Appendix E. Revision history

   Versions 1.0 - 1.3

      Versions 1.0 - 1.3 were distributed to participants in RSA Data
      Security, Inc.'s Public-Key Cryptography Standards meetings in
      February and March 1991.

   Version 1.4

      Version 1.4 was part of the June 3, 1991 initial public release of
      PKCS.  Version 1.4 was published as NIST/OSI Implementors'
      Workshop document SEC-SIG-91-18.

   Version 1.5

      Version 1.5 incorporated several editorial changes, including
      updates to the references and the addition of a revision history.
      The following substantive changes were made:

      -  Section 10: "MD4 with RSA" signature and verification processes
         were added.
      -  Section 11: md4WithRSAEncryption object identifier was added.

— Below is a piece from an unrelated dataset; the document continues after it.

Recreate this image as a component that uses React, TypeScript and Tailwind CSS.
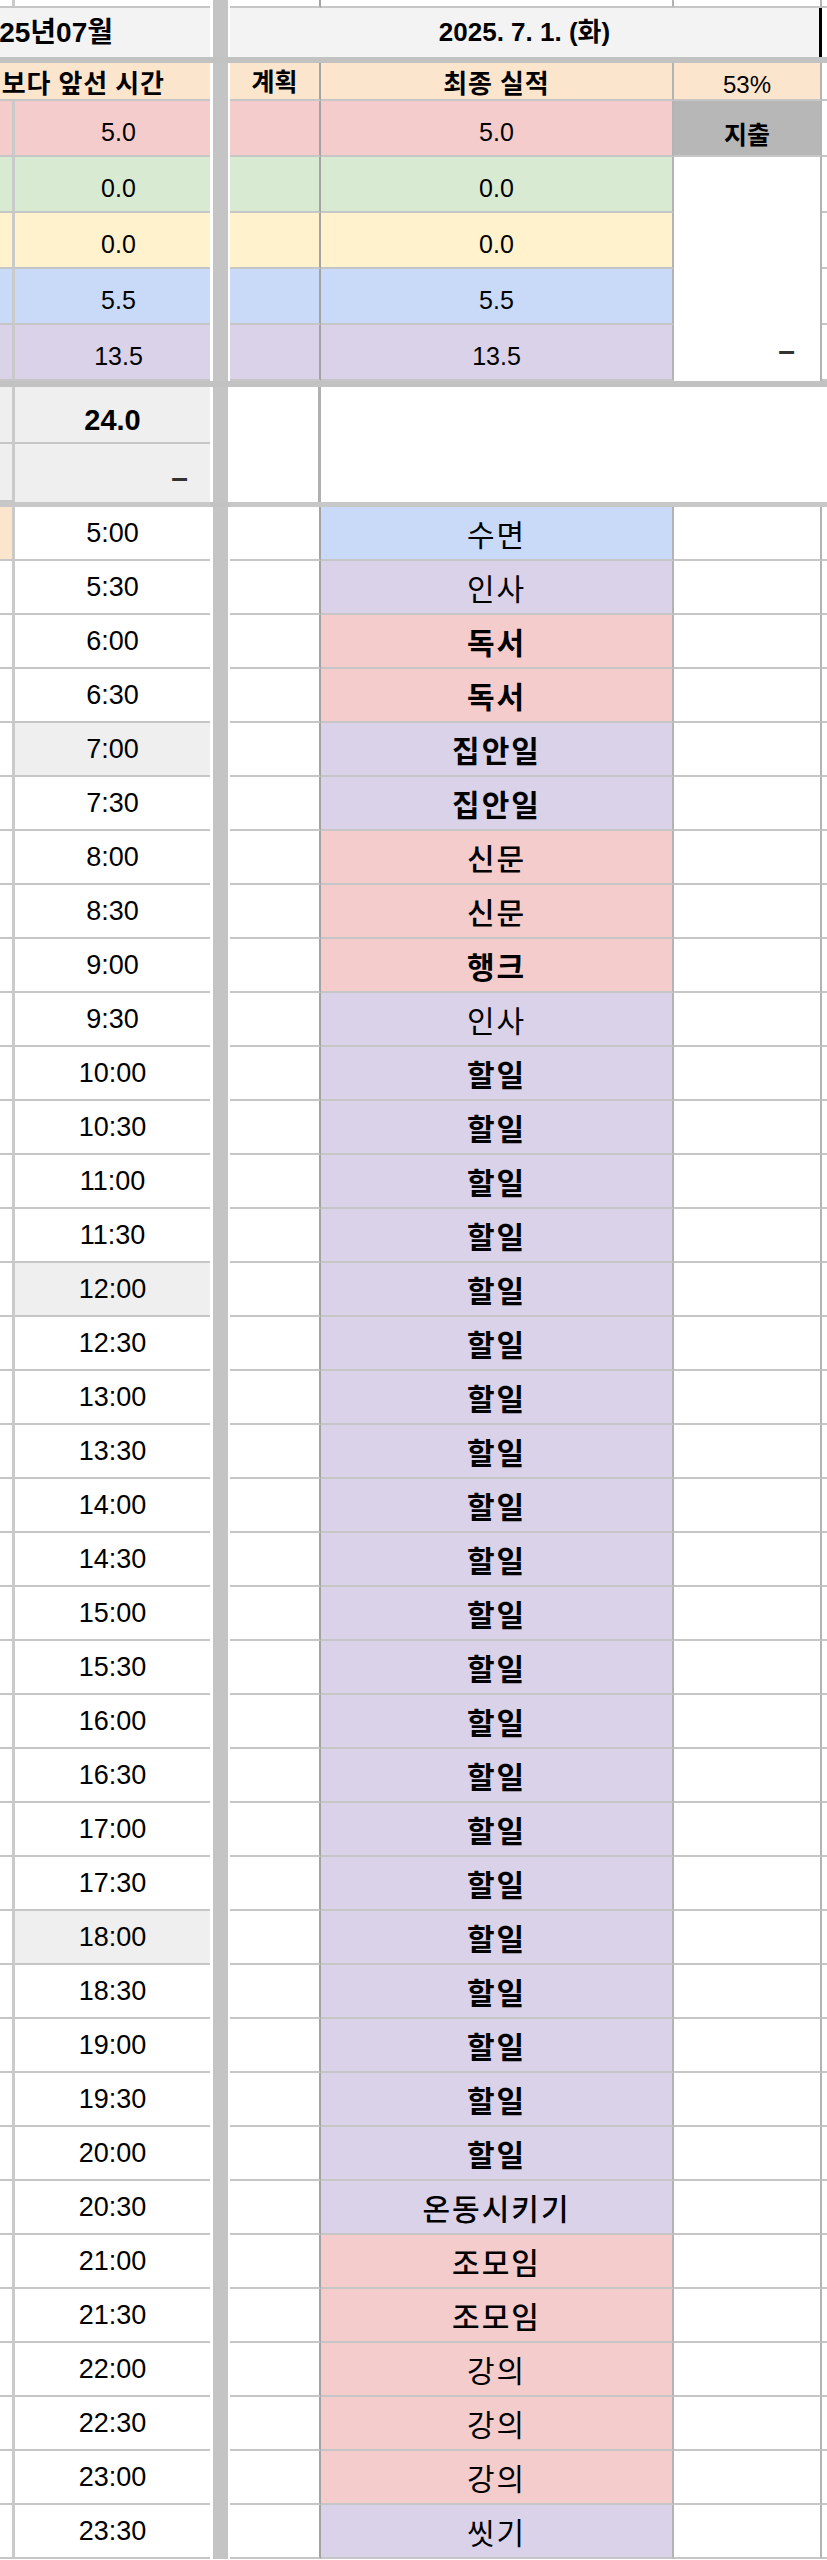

      Version 1.5 was republished as IETF RFC 2313.

   Version 2.0

      Version 2.0 incorporated major editorial changes in terms of the
      document structure and introduced the RSAES-OAEP encryption
      scheme.  This version continued to support the encryption and
      signature processes in version 1.5, although the hash algorithm
      MD4 was no longer allowed due to cryptanalytic advances in the
      intervening years.  Version 2.0 was republished as IETF RFC 2437
      [35].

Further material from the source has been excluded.